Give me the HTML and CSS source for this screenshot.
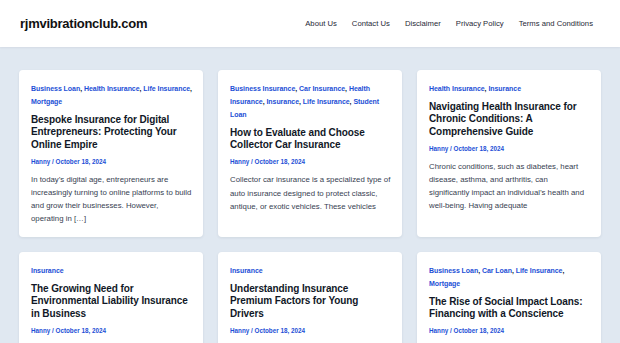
FILE: index.html
```html
<!DOCTYPE html>
<html lang="en">
<head>
<meta charset="utf-8">
<title>rjmvibrationclub.com</title>
<link rel="stylesheet" href="styles.css">
</head>
<body>
<header class="site-header">
  <a class="logo" href="#">rjmvibrationclub.com</a>
  <nav class="nav">
    <a href="#">About Us</a>
    <a href="#">Contact Us</a>
    <a href="#">Disclaimer</a>
    <a href="#">Privacy Policy</a>
    <a href="#">Terms and Conditions</a>
  </nav>
</header>
<main class="grid">
  <article class="card">
    <div class="cats"><a href="#">Business Loan</a>, <a href="#">Health Insurance</a>, <a href="#">Life Insurance</a>, <a href="#">Mortgage</a></div>
    <h2 class="title">Bespoke Insurance for Digital Entrepreneurs: Protecting Your Online Empire</h2>
    <div class="meta">Hanny / October 18, 2024</div>
    <p class="excerpt">In today’s digital age, entrepreneurs are increasingly turning to online platforms to build and grow their businesses. However, operating in […]</p>
  </article>
  <article class="card">
    <div class="cats"><a href="#">Business Insurance</a>, <a href="#">Car Insurance</a>, <a href="#">Health Insurance</a>, <a href="#">Insurance</a>, <a href="#">Life Insurance</a>, <a href="#">Student Loan</a></div>
    <h2 class="title">How to Evaluate and Choose Collector Car Insurance</h2>
    <div class="meta">Hanny / October 18, 2024</div>
    <p class="excerpt">Collector car insurance is a specialized type of auto insurance designed to protect classic, antique, or exotic vehicles. These vehicles</p>
  </article>
  <article class="card">
    <div class="cats"><a href="#">Health Insurance</a>, <a href="#">Insurance</a></div>
    <h2 class="title">Navigating Health Insurance for Chronic Conditions: A Comprehensive Guide</h2>
    <div class="meta">Hanny / October 18, 2024</div>
    <p class="excerpt">Chronic conditions, such as diabetes, heart disease, asthma, and arthritis, can significantly impact an individual’s health and well-being. Having adequate</p>
  </article>
  <article class="card">
    <div class="cats"><a href="#">Insurance</a></div>
    <h2 class="title">The Growing Need for Environmental Liability Insurance in Business</h2>
    <div class="meta">Hanny / October 18, 2024</div>
    <p class="excerpt">As environmental concerns continue to grow, businesses face increasing scrutiny over their impact on the planet.</p>
  </article>
  <article class="card">
    <div class="cats"><a href="#">Insurance</a></div>
    <h2 class="title">Understanding Insurance Premium Factors for Young Drivers</h2>
    <div class="meta">Hanny / October 18, 2024</div>
    <p class="excerpt">Insurance premiums for young drivers are often significantly higher than those for more experienced drivers.</p>
  </article>
  <article class="card">
    <div class="cats"><a href="#">Business Loan</a>, <a href="#">Car Loan</a>, <a href="#">Life Insurance</a>, <a href="#">Mortgage</a></div>
    <h2 class="title">The Rise of Social Impact Loans: Financing with a Conscience</h2>
    <div class="meta">Hanny / October 18, 2024</div>
    <p class="excerpt">Social impact loans are a growing trend in the financial world, blending profit with purpose.</p>
  </article>
</main>
</body>
</html>
```
FILE: styles.css
```css
* { box-sizing: border-box; }
html, body { margin: 0; padding: 0; }
body {
  background: #e0e8f1;
  font-family: "Liberation Sans", Arial, Helvetica, sans-serif;
  color: #111827;
}
a { text-decoration: none; color: inherit; }

.site-header {
  height: 47px;
  background: #ffffff;
  display: flex;
  align-items: center;
  justify-content: space-between;
  padding: 0 27px 0 20px;
  box-shadow: 0 1px 2px rgba(15, 23, 42, 0.06);
}
.logo {
  font-size: 13px;
  font-weight: 700;
  color: #111111;
  letter-spacing: -0.25px;
}
.nav {
  display: flex;
  gap: 15px;
  font-size: 7.7px;
  color: #1f2937;
}

.grid {
  display: grid;
  grid-template-columns: repeat(3, 184px);
  column-gap: 15px;
  row-gap: 15.5px;
  padding: 23px 19px;
}
.card {
  background: #ffffff;
  border-radius: 4px;
  padding: 12px 11px 11px 12px;
  box-shadow: 0 1px 3px rgba(15, 23, 42, 0.08);
}
.cats {
  font-size: 7px;
  font-weight: 700;
  line-height: 13px;
  letter-spacing: -0.05px;
  color: #111827;
}
.cats a { color: #1d4fd6; }
.title {
  margin: 6px 0 0;
  font-size: 10px;
  font-weight: 700;
  line-height: 12.4px;
  letter-spacing: -0.1px;
  color: #111827;
}
.meta {
  margin-top: 3.5px;
  font-size: 6.3px;
  font-weight: 700;
  line-height: 13px;
  color: #1d4fd6;
}
.excerpt {
  margin: 5px 0 0;
  font-size: 7.8px;
  line-height: 13.2px;
  color: #374151;
}
```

-- -- --

Task brief >>
Leave out the pictures and reproduce the rest of the listing exactly.

Expected output >>
Give me the HTML and CSS source for this screenshot.
FILE: index.html
```html
<!DOCTYPE html>
<html lang="en">
<head>
<meta charset="utf-8">
<title>rjmvibrationclub.com</title>
<link rel="stylesheet" href="styles.css">
</head>
<body>
<header class="site-header">
  <a class="logo" href="#">rjmvibrationclub.com</a>
  <nav class="nav">
    <a href="#">About Us</a>
    <a href="#">Contact Us</a>
    <a href="#">Disclaimer</a>
    <a href="#">Privacy Policy</a>
    <a href="#">Terms and Conditions</a>
  </nav>
</header>
<main class="grid">
  <article class="card">
    <div class="cats"><a href="#">Business Loan</a>, <a href="#">Health Insurance</a>, <a href="#">Life Insurance</a>, <a href="#">Mortgage</a></div>
    <h2 class="title">Bespoke Insurance for Digital Entrepreneurs: Protecting Your Online Empire</h2>
    <div class="meta">Hanny / October 18, 2024</div>
    <p class="excerpt">In today’s digital age, entrepreneurs are increasingly turning to online platforms to build and grow their businesses. However, operating in […]</p>
  </article>
  <article class="card">
    <div class="cats"><a href="#">Business Insurance</a>, <a href="#">Car Insurance</a>, <a href="#">Health Insurance</a>, <a href="#">Insurance</a>, <a href="#">Life Insurance</a>, <a href="#">Student Loan</a></div>
    <h2 class="title">How to Evaluate and Choose Collector Car Insurance</h2>
    <div class="meta">Hanny / October 18, 2024</div>
    <p class="excerpt">Collector car insurance is a specialized type of auto insurance designed to protect classic, antique, or exotic vehicles. These vehicles</p>
  </article>
  <article class="card">
    <div class="cats"><a href="#">Health Insurance</a>, <a href="#">Insurance</a></div>
    <h2 class="title">Navigating Health Insurance for Chronic Conditions: A Comprehensive Guide</h2>
    <div class="meta">Hanny / October 18, 2024</div>
    <p class="excerpt">Chronic conditions, such as diabetes, heart disease, asthma, and arthritis, can significantly impact an individual’s health and well-being. Having adequate</p>
  </article>
  <article class="card">
    <div class="cats"><a href="#">Insurance</a></div>
    <h2 class="title">The Growing Need for Environmental Liability Insurance in Business</h2>
    <div class="meta">Hanny / October 18, 2024</div>
    <p class="excerpt">As environmental concerns continue to grow, businesses face increasing scrutiny over their impact on the planet.</p>
  </article>
  <article class="card">
    <div class="cats"><a href="#">Insurance</a></div>
    <h2 class="title">Understanding Insurance Premium Factors for Young Drivers</h2>
    <div class="meta">Hanny / October 18, 2024</div>
    <p class="excerpt">Insurance premiums for young drivers are often significantly higher than those for more experienced drivers.</p>
  </article>
  <article class="card">
    <div class="cats"><a href="#">Business Loan</a>, <a href="#">Car Loan</a>, <a href="#">Life Insurance</a>, <a href="#">Mortgage</a></div>
    <h2 class="title">The Rise of Social Impact Loans: Financing with a Conscience</h2>
    <div class="meta">Hanny / October 18, 2024</div>
    <p class="excerpt">Social impact loans are a growing trend in the financial world, blending profit with purpose.</p>
  </article>
</main>
</body>
</html>
```
FILE: styles.css
```css
* { box-sizing: border-box; }
html, body { margin: 0; padding: 0; }
body {
  background: #e0e8f1;
  font-family: "Liberation Sans", Arial, Helvetica, sans-serif;
  color: #111827;
}
a { text-decoration: none; color: inherit; }

.site-header {
  height: 47px;
  background: #ffffff;
  display: flex;
  align-items: center;
  justify-content: space-between;
  padding: 0 27px 0 20px;
  box-shadow: 0 1px 2px rgba(15, 23, 42, 0.06);
}
.logo {
  font-size: 13px;
  font-weight: 700;
  color: #111111;
  letter-spacing: -0.25px;
}
.nav {
  display: flex;
  gap: 15px;
  font-size: 7.7px;
  color: #1f2937;
}

.grid {
  display: grid;
  grid-template-columns: repeat(3, 184px);
  column-gap: 15px;
  row-gap: 15.5px;
  padding: 23px 19px;
}
.card {
  background: #ffffff;
  border-radius: 4px;
  padding: 12px 11px 11px 12px;
  box-shadow: 0 1px 3px rgba(15, 23, 42, 0.08);
}
.cats {
  font-size: 7px;
  font-weight: 700;
  line-height: 13px;
  letter-spacing: -0.05px;
  color: #111827;
}
.cats a { color: #1d4fd6; }
.title {
  margin: 6px 0 0;
  font-size: 10px;
  font-weight: 700;
  line-height: 12.4px;
  letter-spacing: -0.1px;
  color: #111827;
}
.meta {
  margin-top: 3.5px;
  font-size: 6.3px;
  font-weight: 700;
  line-height: 13px;
  color: #1d4fd6;
}
.excerpt {
  margin: 5px 0 0;
  font-size: 7.8px;
  line-height: 13.2px;
  color: #374151;
}
```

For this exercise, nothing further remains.